Your pool needs proper maintenance; you need to clean the filter, clean your floats, scoop out the dirt and give it some chlorine to keep the water fresh. You have to clean out your life too.

A pool only holds so much water; we can only hold so much in our life. Sometimes if we want to take on someone or something new we have to let go of something old. Only so many people and so many toys will fit.

People come into our lives for a particular reason at a particular time. They come into our lives to teach us something, to provide nourishment that we need. We are in their lives for the same reasons. Just like little arm floaters for children when those lessons are learned the relationship is over. The relationship can end painfully, amicably, or it can just drift off to the other end of the pool. We just can’t fit everything and everyone in the pool at the same time.

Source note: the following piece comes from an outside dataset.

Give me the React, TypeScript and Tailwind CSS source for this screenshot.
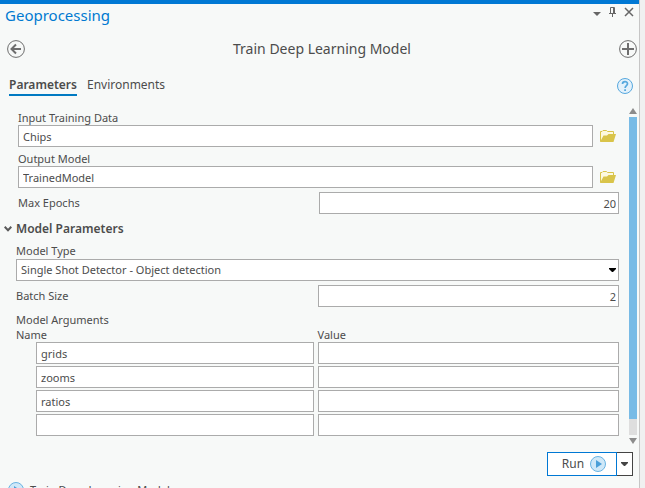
import { useState } from 'react'

const inputClass = 'block h-[22px] border border-[#ababab] bg-white text-[#4c4c4c] outline-none rounded-none'

const initialArgs = [
  { name: 'grids', value: '' },
  { name: 'zooms', value: '' },
  { name: 'ratios', value: '' },
  { name: '', value: '' },
]

function FolderIcon() {
  return (
    <svg width="16" height="12" viewBox="0 0 16 12" aria-hidden="true">
      <path d="M0.5 11.5V1.5H2L3 0.5H6.500L7.500 1.500H13.500V4" fill="#fdf9e0" stroke="#d9c44a" />
      <path d="M0 12L3.500 5.500H7L8.500 4H16L13.500 12Z" fill="#d9c44a" />
    </svg>
  )
}

function PlayIcon() {
  return (
    <svg width="16" height="16" viewBox="0 0 16 16" className="shrink-0" aria-hidden="true">
      <circle cx="8" cy="8" r="7.500" fill="#cfe8f8" stroke="#69b3e2" />
      <path d="M6 4L12 8L6 12Z" fill="#4a9fd8" />
    </svg>
  )
}

function Caret({ color }: { color: string }) {
  return (
    <svg width="7" height="4" viewBox="0 0 7 4" aria-hidden="true">
      <path d="M0 0H7V1L4 4H3L0 1Z" fill={color} />
    </svg>
  )
}

function PathField({ id, label, defaultValue }: { id: string; label: string; defaultValue: string }) {
  return (
    <div className="mb-[4px] pl-[2px]">
      <label htmlFor={id} className="block h-[15px] leading-[16px]">{label}</label>
      <div className="flex items-center gap-[7px] pr-[3px]">
        <input id={id} type="text" defaultValue={defaultValue} className={`${inputClass} min-w-0 flex-1 px-1`} />
        <button type="button" aria-label={`Browse ${label}`} className="shrink-0"><FolderIcon /></button>
      </div>
    </div>
  )
}

function NumberField({ id, label, defaultValue, className }: { id: string; label: string; defaultValue: string; className?: string }) {
  return (
    <div className={`flex items-center ${className ?? ''}`}>
      <label htmlFor={id} className="flex-1">{label}</label>
      <input id={id} type="text" inputMode="numeric" defaultValue={defaultValue} className={`${inputClass} w-1/2 min-w-0 px-[2px] text-right`} />
    </div>
  )
}

export default function App() {
  const [tab, setTab] = useState('Parameters')
  const [open, setOpen] = useState(true)

  return (
    <div className="flex h-screen overflow-hidden bg-[#f0f0f0] font-['Noto_Sans','Open_Sans',sans-serif] text-[11px] leading-4 text-[#4c4c4c]">
      <main className="flex min-w-0 flex-1 flex-col bg-[#f7f9f8]">
        <div className="h-1 shrink-0 bg-[#0078d4]" />

        {/* Pane title */}
        <header className="flex h-6 shrink-0 items-start justify-between pl-[5px] pr-[5px]">
          <h1 className="text-[15px] leading-[22px] text-[#0079d1]">Geoprocessing</h1>
          <div className="flex items-center gap-2 pt-[3px] text-[#666]">
            <button type="button" aria-label="Pane options" className="pt-1">
              <svg width="8" height="4" viewBox="0 0 8 4"><path d="M0 0H8L4 4Z" fill="currentColor" /></svg>
            </button>
            <button type="button" aria-label="Auto hide">
              <svg width="7" height="10" viewBox="0 0 7 10" fill="none" stroke="currentColor">
                <path d="M1.500 6V0.500H5.500V6M4.500 1V6M0 6.500H7M3.500 7V10" />
              </svg>
            </button>
            <button type="button" aria-label="Close">
              <svg width="10" height="10" viewBox="0 0 10 10" fill="none" stroke="currentColor" strokeWidth="1.500"><path d="M1 1L9 9M9 1L1 9" /></svg>
            </button>
          </div>
        </header>

        {/* Tool name */}
        <div className="flex h-[42px] shrink-0 items-center justify-between pl-[7px] pr-[2px] text-[#6e6e6e]">
          <button type="button" aria-label="Back">
            <svg width="18" height="18" viewBox="0 0 18 18" fill="none" stroke="currentColor">
              <circle cx="9" cy="9" r="8.400" />
              <path d="M14 9H5M9 4.500L4.500 9L9 13.500" strokeWidth="2" />
            </svg>
          </button>
          <h2 className="text-[14px] leading-5 text-[#4c4c4c]">Train Deep Learning Model</h2>
          <button type="button" aria-label="Add">
            <svg width="18" height="18" viewBox="0 0 18 18" fill="none" stroke="currentColor">
              <circle cx="9" cy="9" r="8.400" />
              <path d="M9 3V15M3 9H15" strokeWidth="2" />
            </svg>
          </button>
        </div>

        {/* Tabs */}
        <div className="flex h-8 shrink-0 items-center justify-between pl-[9px] pr-[6px]">
          <div role="tablist" className="flex gap-[10px] text-[12px] leading-[18px]">
            {['Parameters', 'Environments'].map(name => (
              <button
                key={name}
                type="button"
                role="tab"
                aria-selected={tab === name}
                onClick={() => setTab(name)}
                className={tab === name ? 'border-b-2 border-[#007ac2] font-semibold' : 'border-b-2 border-transparent'}
              >
                {name}
              </button>
            ))}
          </div>
          <button type="button" aria-label="Help">
            <svg width="16" height="16" viewBox="0 0 16 16" fill="none">
              <circle cx="8" cy="8" r="7.500" fill="#e3f1fb" stroke="#56a8de" />
              <path d="M5.500 6C5.500 2.800 10.500 2.900 10.500 5.800C10.500 7.600 8.100 7.700 8.100 10" stroke="#56a8de" strokeWidth="1.700" />
              <path d="M8.100 11.300V13" stroke="#56a8de" strokeWidth="1.800" />
            </svg>
          </button>
        </div>

        <div className="flex shrink-0 pr-[2px] pt-[6px]">
          <form id="tool" className="min-w-0 flex-1 pb-[6px] pl-4 pr-[10px] pt-[2px]" onSubmit={e => e.preventDefault()}>
            <PathField id="input-data" label="Input Training Data" defaultValue="Chips" />
            <PathField id="output-model" label="Output Model" defaultValue="TrainedModel" />
            <NumberField id="epochs" label="Max Epochs" defaultValue="20" className="pl-[2px]" />

            <button
              type="button"
              aria-expanded={open}
              onClick={() => setOpen(!open)}
              className="-ml-3 mt-[6px] flex items-center gap-1 text-[12px] font-semibold leading-[18px]"
            >
              <svg width="8" height="6" viewBox="0 0 8 6" fill="none" stroke="#5a5a5a" strokeWidth="2"><path d="M0.700 0.800L4 4.200L7.300 0.800" /></svg>
              Model Parameters
            </button>

            {open && (
              <>
                <label htmlFor="model-type" className="mt-[5px] block">Model Type</label>
                <div className="relative mb-1">
                  <select id="model-type" className={`${inputClass} w-full appearance-none px-1`}>
                    <option>Single Shot Detector - Object detection</option>
                  </select>
                  <span className="pointer-events-none absolute right-[3px] top-[9px]"><Caret color="#000" /></span>
                </div>
                <NumberField id="batch" label="Batch Size" defaultValue="2" />

                <table className="mt-1 w-full table-fixed">
                  <caption className="pt-px text-left leading-[15px]">Model Arguments</caption>
                  <thead>
                    <tr className="text-left leading-[15px]">
                      <th className="w-1/2 p-0 font-normal">Name</th>
                      <th className="p-0 font-normal">Value</th>
                    </tr>
                  </thead>
                  <tbody>
                    {initialArgs.map((arg, i) => (
                      <tr key={i}>
                        <td className="pb-[2px] pl-5 pr-1">
                          <input aria-label={`Name ${i + 1}`} defaultValue={arg.name} className={`${inputClass} w-full px-1`} />
                        </td>
                        <td className="pb-[2px]">
                          <input aria-label={`Value ${i + 1}`} defaultValue={arg.value} className={`${inputClass} w-full px-1`} />
                        </td>
                      </tr>
                    ))}
                  </tbody>
                </table>
              </>
            )}
          </form>

          {/* Scrollbar */}
          <div className="flex w-2 shrink-0 flex-col gap-[3px] text-[#8c8c8c]" aria-hidden="true">
            <svg width="8" height="6" viewBox="0 0 8 6"><path d="M0 6H8L4 0Z" fill="currentColor" /></svg>
            <div className="flex-1 bg-[#dedede]">
              <div className="h-[95%] bg-[#78bbe6]" />
            </div>
            <svg width="8" height="6" viewBox="0 0 8 6"><path d="M0 0H8L4 6Z" fill="currentColor" /></svg>
          </div>
        </div>

        <div className="mt-2 flex shrink-0 justify-end pr-[6px]">
          <button type="submit" form="tool" className="flex h-6 w-[70px] items-center justify-center gap-[6px] border border-[#0078d4] bg-white pl-1 text-[12px]">
            Run <PlayIcon />
          </button>
          <button type="button" aria-label="Run options" className="flex h-6 w-4 items-center justify-center border border-l-0 border-[#444] bg-white">
            <Caret color="#444" />
          </button>
        </div>

        <div className="mt-[6px] flex shrink-0 items-center gap-[6px] pl-2">
          <PlayIcon />
          <span>Train Deep Learning Model</span>
        </div>
      </main>
      <div className="w-[6px] shrink-0 border-l border-[#c6c6c6]" />
    </div>
  )
}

Think about your pool. Is it time for a clean-up? Is everyone at a safe depth? Are there people you want to invite in? Are there people that pee in your pool?

It is especially difficult to control your pool around those you work with. When someone hears you are having a pool party there will always be someone wanting an invite that you don’t like or even know. It is essential that you control who gets in the pool but how do you do that? Perhaps you are very careful to only invite those that you know and trust. Maybe you throw a big party and invite everyone. Then you can go back and decide who was too loud, who drank too much, who ate too much, who hogged all the rafts, who made ‘bubbles’ in your pool!

Yes, having a pool can be difficult and a lot of work, but it can also be a great deal of fun.

Having a happy life can be even more difficult, more work but it can also be so much fun and so very much worth the effort!

It is your pool and your life.  You control who gets to swim!

I hope you all have a great, happy and safe Memorial Day Weekend!